◆ THE REQUEST:
Will you output all of the data below exactly, omitting the images?

--- BEGIN RECORDS FOR THE TASK ---

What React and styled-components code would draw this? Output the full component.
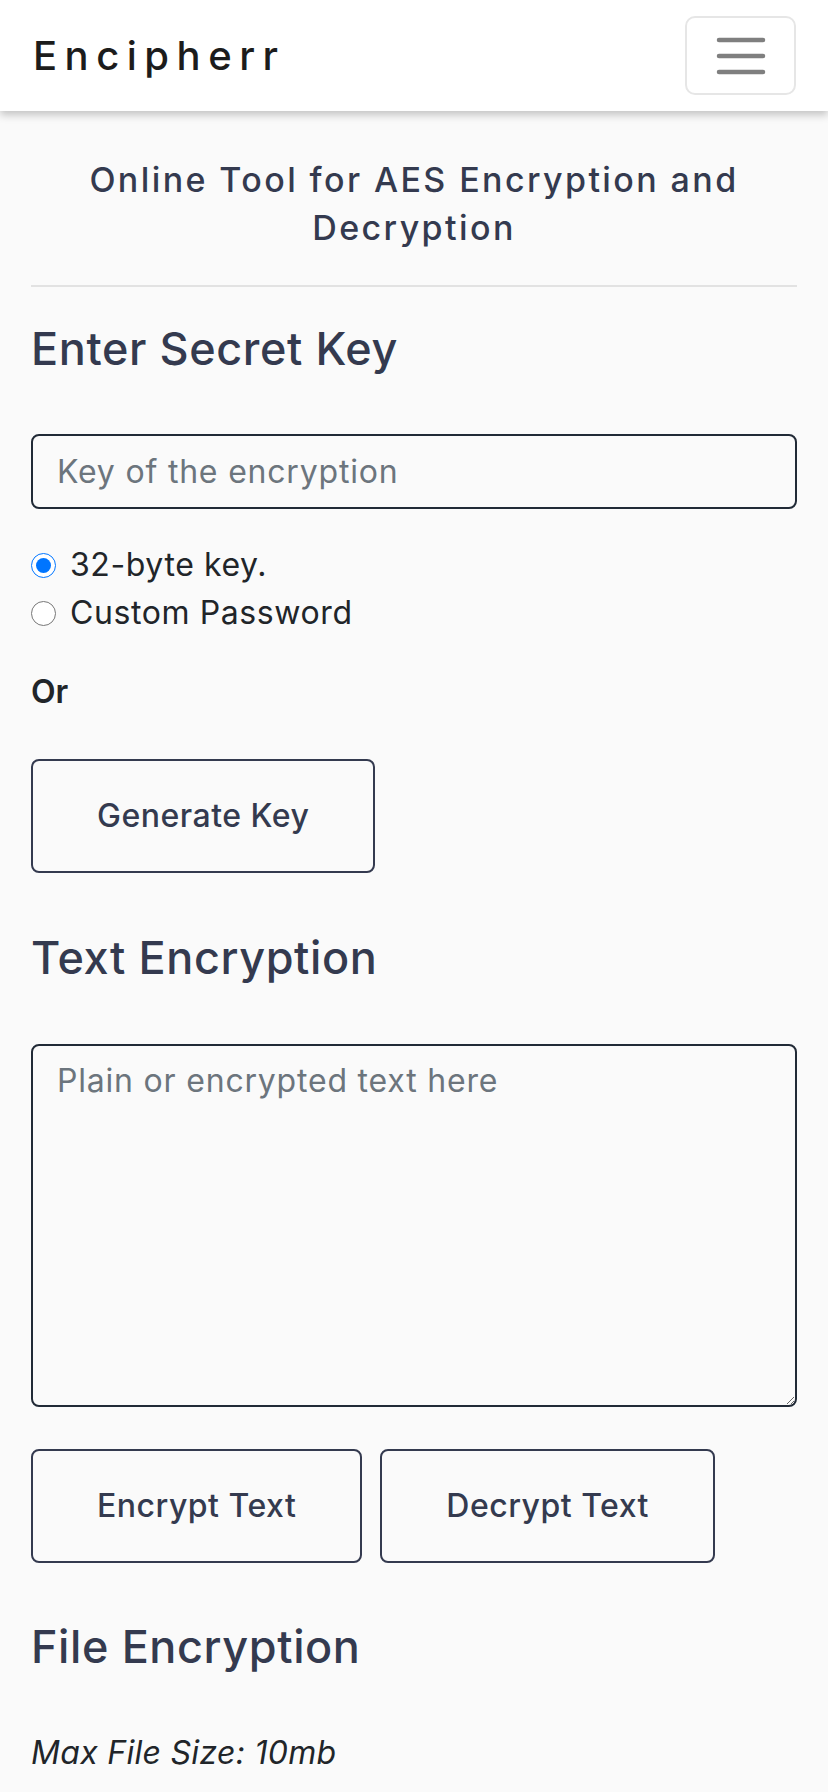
import React from 'react';
import styled, { createGlobalStyle } from 'styled-components';

const GlobalStyle = createGlobalStyle`
    body{
        margin: 0;
        background: #fafafa;
        font-family: Inter, "Noto Sans", sans-serif;
        color: #212529;
    }
    *{ box-sizing: border-box; }
`;

const StyledNav = styled.nav`
    height: 111px;
    background: #fff;
    box-shadow: 0 4px 8px rgba(0,0,0,0.22);
    display: flex;
    align-items: center;
    justify-content: space-between;
    padding: 0 32px 0 33px;
    position: relative;
    z-index: 10;
`;

const Brand = styled.a`
    font-size: 40px;
    line-height: 1;
    font-weight: 500;
    letter-spacing: 7.5px;
    color: #1c1c1c;
    text-decoration: none;
`;

const Toggler = styled.button`
    width: 111px;
    height: 79px;
    border: 2px solid #e6e6e6;
    border-radius: 10px;
    background: transparent;
    display: flex;
    align-items: center;
    justify-content: center;
    padding: 0;
`;

const StyledMain = styled.main`
    padding: 0 31px 40px;
`;

const Subtitle = styled.h5`
    margin: 45px 0 0;
    font-size: 34px;
    line-height: 48px;
    font-weight: 500;
    letter-spacing: 2.4px;
    text-align: center;
    color: #343a4f;
`;

const Rule = styled.hr`
    margin: 33px 0 0;
    border: 0;
    height: 2px;
    background: #e2e2e2;
`;

const Heading = styled.h3`
    margin: ${(p) => p.$top}px 0 0;
    font-size: 45px;
    line-height: 54px;
    font-weight: 500;
    letter-spacing: 0.6px;
    color: #343a4f;
`;

const field = `
    display: block;
    width: 100%;
    border: 2px solid #212a36;
    border-radius: 8px;
    background: transparent;
    font-family: Inter, "Noto Sans", sans-serif;
    font-size: 32px;
    line-height: 48px;
    letter-spacing: 0.8px;
    color: #212529;
    padding: 11.5px 24px;
    &::placeholder{ color: #6c757d; }
    &:focus{ outline: none; }
`;

const KeyInput = styled.input`
    ${field}
    margin-top: 58px;
    height: 75px;
`;

const TextArea = styled.textarea`
    ${field}
    margin-top: 59px;
    height: 363px;
    padding-top: 10.5px;
    resize: vertical;
`;

const RadioGroup = styled.div`
    margin-top: 32px;
    display: flex;
    flex-direction: column;
`;

const RadioRow = styled.label`
    display: flex;
    align-items: center;
    gap: 14px;
    font-size: 32px;
    line-height: 48px;
    letter-spacing: 0.6px;
    color: #212529;
    input{
        width: 25px;
        height: 25px;
        margin: 0;
    }
`;

const OrText = styled.p`
    margin: 31px 0 0;
    font-size: 32px;
    line-height: 48px;
    font-weight: 600;
    color: #212529;
`;

const ButtonRow = styled.div`
    margin-top: ${(p) => p.$top}px;
    display: flex;
    gap: 18px;
`;

const OutlineButton = styled.button`
    border: 2px solid #343a4f;
    border-radius: 8px;
    background: transparent;
    padding: 31px 64px;
    font-family: Inter, "Noto Sans", sans-serif;
    font-size: 32px;
    line-height: 48px;
    font-weight: 500;
    letter-spacing: 0.5px;
    color: #343a4f;
`;

const Note = styled.p`
    margin: 55px 0 0;
    font-size: 32px;
    line-height: 48px;
    font-style: italic;
    letter-spacing: 0.3px;
    color: #212529;
`;

const MenuIcon = () => (
    <svg width='52' height='40' viewBox='0 0 52 40'>
        <g stroke='#7f7f7f' strokeWidth='4.5' strokeLinecap='round'>
            <line x1='4' y1='4' x2='48' y2='4' />
            <line x1='4' y1='20' x2='48' y2='20' />
            <line x1='4' y1='36' x2='48' y2='36' />
        </g>
    </svg>
);

const App = () => {
    return(
        <>
            <GlobalStyle />
            <StyledNav>
                <Brand href='#'>Encipherr</Brand>
                <Toggler aria-label='menu'><MenuIcon /></Toggler>
            </StyledNav>
            <StyledMain>
                <Subtitle>Online Tool for AES Encryption and Decryption</Subtitle>
                <Rule />
                <Heading $top={35}>Enter Secret Key</Heading>
                <KeyInput type='text' placeholder='Key of the encryption' />
                <RadioGroup>
                    <RadioRow><input type='radio' name='keytype' defaultChecked />32-byte key.</RadioRow>
                    <RadioRow><input type='radio' name='keytype' />Custom Password</RadioRow>
                </RadioGroup>
                <OrText>Or</OrText>
                <ButtonRow $top={43}>
                    <OutlineButton>Generate Key</OutlineButton>
                </ButtonRow>
                <Heading $top={58}>Text Encryption</Heading>
                <TextArea placeholder='Plain or encrypted text here' />
                <ButtonRow $top={42}>
                    <OutlineButton>Encrypt Text</OutlineButton>
                    <OutlineButton>Decrypt Text</OutlineButton>
                </ButtonRow>
                <Heading $top={57}>File Encryption</Heading>
                <Note>Max File Size: 10mb</Note>
            </StyledMain>
        </>
    );
}

export default App;
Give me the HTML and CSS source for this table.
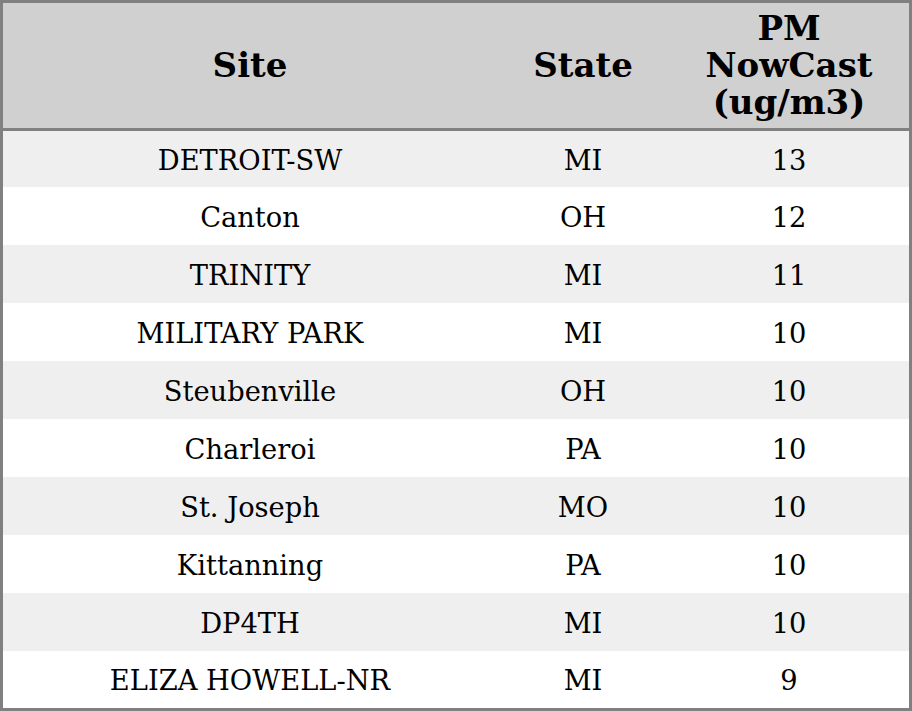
FILE: index.html
```html
<!DOCTYPE html>
<html>
<head>
<meta charset="utf-8">
<link rel="stylesheet" href="styles.css">
</head>
<body>
<table class="aq">
  <thead>
    <tr class="head"><th class="c-site">Site</th><th class="c-state">State</th><th class="c-pm">PM<br>NowCast<br>(ug/m3)</th></tr>
  </thead>
  <tbody>
    <tr><td>DETROIT-SW</td><td>MI</td><td>13</td></tr>
    <tr><td>Canton</td><td>OH</td><td>12</td></tr>
    <tr><td>TRINITY</td><td>MI</td><td>11</td></tr>
    <tr><td>MILITARY PARK</td><td>MI</td><td>10</td></tr>
    <tr><td>Steubenville</td><td>OH</td><td>10</td></tr>
    <tr><td>Charleroi</td><td>PA</td><td>10</td></tr>
    <tr><td>St. Joseph</td><td>MO</td><td>10</td></tr>
    <tr><td>Kittanning</td><td>PA</td><td>10</td></tr>
    <tr><td>DP4TH</td><td>MI</td><td>10</td></tr>
    <tr><td>ELIZA HOWELL-NR</td><td>MI</td><td>9</td></tr>
  </tbody>
</table>
</body>
</html>
```
FILE: styles.css
```css
html, body { margin: 0; padding: 0; background: #ffffff; }
.aq {
  width: 912px;
  border-collapse: separate;
  border-spacing: 0;
  border: 3px solid #808080;
  font-family: "DejaVu Serif", serif;
  color: #000;
  table-layout: fixed;
}
.aq th {
  background: #d0d0d0;
  font-size: 34px;
  font-weight: bold;
  line-height: 37px;
  height: 125px;
  padding: 0;
  text-align: center;
  vertical-align: middle;
  border-bottom: 3px solid #808080;
}
.c-site { width: 494px; }
.c-state { width: 172px; }
.c-pm { width: 240px; }
.aq td {
  font-size: 27.3px;
  text-align: center;
  vertical-align: middle;
  padding: 2px 0 0 0;
  height: 56px;
}
.aq tbody tr:nth-child(odd) td { background: #efefef; }
.aq tbody tr:first-child td { height: 54px; }
.aq tbody tr:last-child td { height: 55px; }
```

--- END RECORDS FOR THE TASK ---

◆ FULL OUTPUT:
What React and styled-components code would draw this? Output the full component.
import React from 'react';
import styled, { createGlobalStyle } from 'styled-components';

const GlobalStyle = createGlobalStyle`
    body{
        margin: 0;
        background: #fafafa;
        font-family: Inter, "Noto Sans", sans-serif;
        color: #212529;
    }
    *{ box-sizing: border-box; }
`;

const StyledNav = styled.nav`
    height: 111px;
    background: #fff;
    box-shadow: 0 4px 8px rgba(0,0,0,0.22);
    display: flex;
    align-items: center;
    justify-content: space-between;
    padding: 0 32px 0 33px;
    position: relative;
    z-index: 10;
`;

const Brand = styled.a`
    font-size: 40px;
    line-height: 1;
    font-weight: 500;
    letter-spacing: 7.5px;
    color: #1c1c1c;
    text-decoration: none;
`;

const Toggler = styled.button`
    width: 111px;
    height: 79px;
    border: 2px solid #e6e6e6;
    border-radius: 10px;
    background: transparent;
    display: flex;
    align-items: center;
    justify-content: center;
    padding: 0;
`;

const StyledMain = styled.main`
    padding: 0 31px 40px;
`;

const Subtitle = styled.h5`
    margin: 45px 0 0;
    font-size: 34px;
    line-height: 48px;
    font-weight: 500;
    letter-spacing: 2.4px;
    text-align: center;
    color: #343a4f;
`;

const Rule = styled.hr`
    margin: 33px 0 0;
    border: 0;
    height: 2px;
    background: #e2e2e2;
`;

const Heading = styled.h3`
    margin: ${(p) => p.$top}px 0 0;
    font-size: 45px;
    line-height: 54px;
    font-weight: 500;
    letter-spacing: 0.6px;
    color: #343a4f;
`;

const field = `
    display: block;
    width: 100%;
    border: 2px solid #212a36;
    border-radius: 8px;
    background: transparent;
    font-family: Inter, "Noto Sans", sans-serif;
    font-size: 32px;
    line-height: 48px;
    letter-spacing: 0.8px;
    color: #212529;
    padding: 11.5px 24px;
    &::placeholder{ color: #6c757d; }
    &:focus{ outline: none; }
`;

const KeyInput = styled.input`
    ${field}
    margin-top: 58px;
    height: 75px;
`;

const TextArea = styled.textarea`
    ${field}
    margin-top: 59px;
    height: 363px;
    padding-top: 10.5px;
    resize: vertical;
`;

const RadioGroup = styled.div`
    margin-top: 32px;
    display: flex;
    flex-direction: column;
`;

const RadioRow = styled.label`
    display: flex;
    align-items: center;
    gap: 14px;
    font-size: 32px;
    line-height: 48px;
    letter-spacing: 0.6px;
    color: #212529;
    input{
        width: 25px;
        height: 25px;
        margin: 0;
    }
`;

const OrText = styled.p`
    margin: 31px 0 0;
    font-size: 32px;
    line-height: 48px;
    font-weight: 600;
    color: #212529;
`;

const ButtonRow = styled.div`
    margin-top: ${(p) => p.$top}px;
    display: flex;
    gap: 18px;
`;

const OutlineButton = styled.button`
    border: 2px solid #343a4f;
    border-radius: 8px;
    background: transparent;
    padding: 31px 64px;
    font-family: Inter, "Noto Sans", sans-serif;
    font-size: 32px;
    line-height: 48px;
    font-weight: 500;
    letter-spacing: 0.5px;
    color: #343a4f;
`;

const Note = styled.p`
    margin: 55px 0 0;
    font-size: 32px;
    line-height: 48px;
    font-style: italic;
    letter-spacing: 0.3px;
    color: #212529;
`;

const MenuIcon = () => (
    <svg width='52' height='40' viewBox='0 0 52 40'>
        <g stroke='#7f7f7f' strokeWidth='4.5' strokeLinecap='round'>
            <line x1='4' y1='4' x2='48' y2='4' />
            <line x1='4' y1='20' x2='48' y2='20' />
            <line x1='4' y1='36' x2='48' y2='36' />
        </g>
    </svg>
);

const App = () => {
    return(
        <>
            <GlobalStyle />
            <StyledNav>
                <Brand href='#'>Encipherr</Brand>
                <Toggler aria-label='menu'><MenuIcon /></Toggler>
            </StyledNav>
            <StyledMain>
                <Subtitle>Online Tool for AES Encryption and Decryption</Subtitle>
                <Rule />
                <Heading $top={35}>Enter Secret Key</Heading>
                <KeyInput type='text' placeholder='Key of the encryption' />
                <RadioGroup>
                    <RadioRow><input type='radio' name='keytype' defaultChecked />32-byte key.</RadioRow>
                    <RadioRow><input type='radio' name='keytype' />Custom Password</RadioRow>
                </RadioGroup>
                <OrText>Or</OrText>
                <ButtonRow $top={43}>
                    <OutlineButton>Generate Key</OutlineButton>
                </ButtonRow>
                <Heading $top={58}>Text Encryption</Heading>
                <TextArea placeholder='Plain or encrypted text here' />
                <ButtonRow $top={42}>
                    <OutlineButton>Encrypt Text</OutlineButton>
                    <OutlineButton>Decrypt Text</OutlineButton>
                </ButtonRow>
                <Heading $top={57}>File Encryption</Heading>
                <Note>Max File Size: 10mb</Note>
            </StyledMain>
        </>
    );
}

export default App;
Give me the HTML and CSS source for this table.
FILE: index.html
```html
<!DOCTYPE html>
<html>
<head>
<meta charset="utf-8">
<link rel="stylesheet" href="styles.css">
</head>
<body>
<table class="aq">
  <thead>
    <tr class="head"><th class="c-site">Site</th><th class="c-state">State</th><th class="c-pm">PM<br>NowCast<br>(ug/m3)</th></tr>
  </thead>
  <tbody>
    <tr><td>DETROIT-SW</td><td>MI</td><td>13</td></tr>
    <tr><td>Canton</td><td>OH</td><td>12</td></tr>
    <tr><td>TRINITY</td><td>MI</td><td>11</td></tr>
    <tr><td>MILITARY PARK</td><td>MI</td><td>10</td></tr>
    <tr><td>Steubenville</td><td>OH</td><td>10</td></tr>
    <tr><td>Charleroi</td><td>PA</td><td>10</td></tr>
    <tr><td>St. Joseph</td><td>MO</td><td>10</td></tr>
    <tr><td>Kittanning</td><td>PA</td><td>10</td></tr>
    <tr><td>DP4TH</td><td>MI</td><td>10</td></tr>
    <tr><td>ELIZA HOWELL-NR</td><td>MI</td><td>9</td></tr>
  </tbody>
</table>
</body>
</html>
```
FILE: styles.css
```css
html, body { margin: 0; padding: 0; background: #ffffff; }
.aq {
  width: 912px;
  border-collapse: separate;
  border-spacing: 0;
  border: 3px solid #808080;
  font-family: "DejaVu Serif", serif;
  color: #000;
  table-layout: fixed;
}
.aq th {
  background: #d0d0d0;
  font-size: 34px;
  font-weight: bold;
  line-height: 37px;
  height: 125px;
  padding: 0;
  text-align: center;
  vertical-align: middle;
  border-bottom: 3px solid #808080;
}
.c-site { width: 494px; }
.c-state { width: 172px; }
.c-pm { width: 240px; }
.aq td {
  font-size: 27.3px;
  text-align: center;
  vertical-align: middle;
  padding: 2px 0 0 0;
  height: 56px;
}
.aq tbody tr:nth-child(odd) td { background: #efefef; }
.aq tbody tr:first-child td { height: 54px; }
.aq tbody tr:last-child td { height: 55px; }
```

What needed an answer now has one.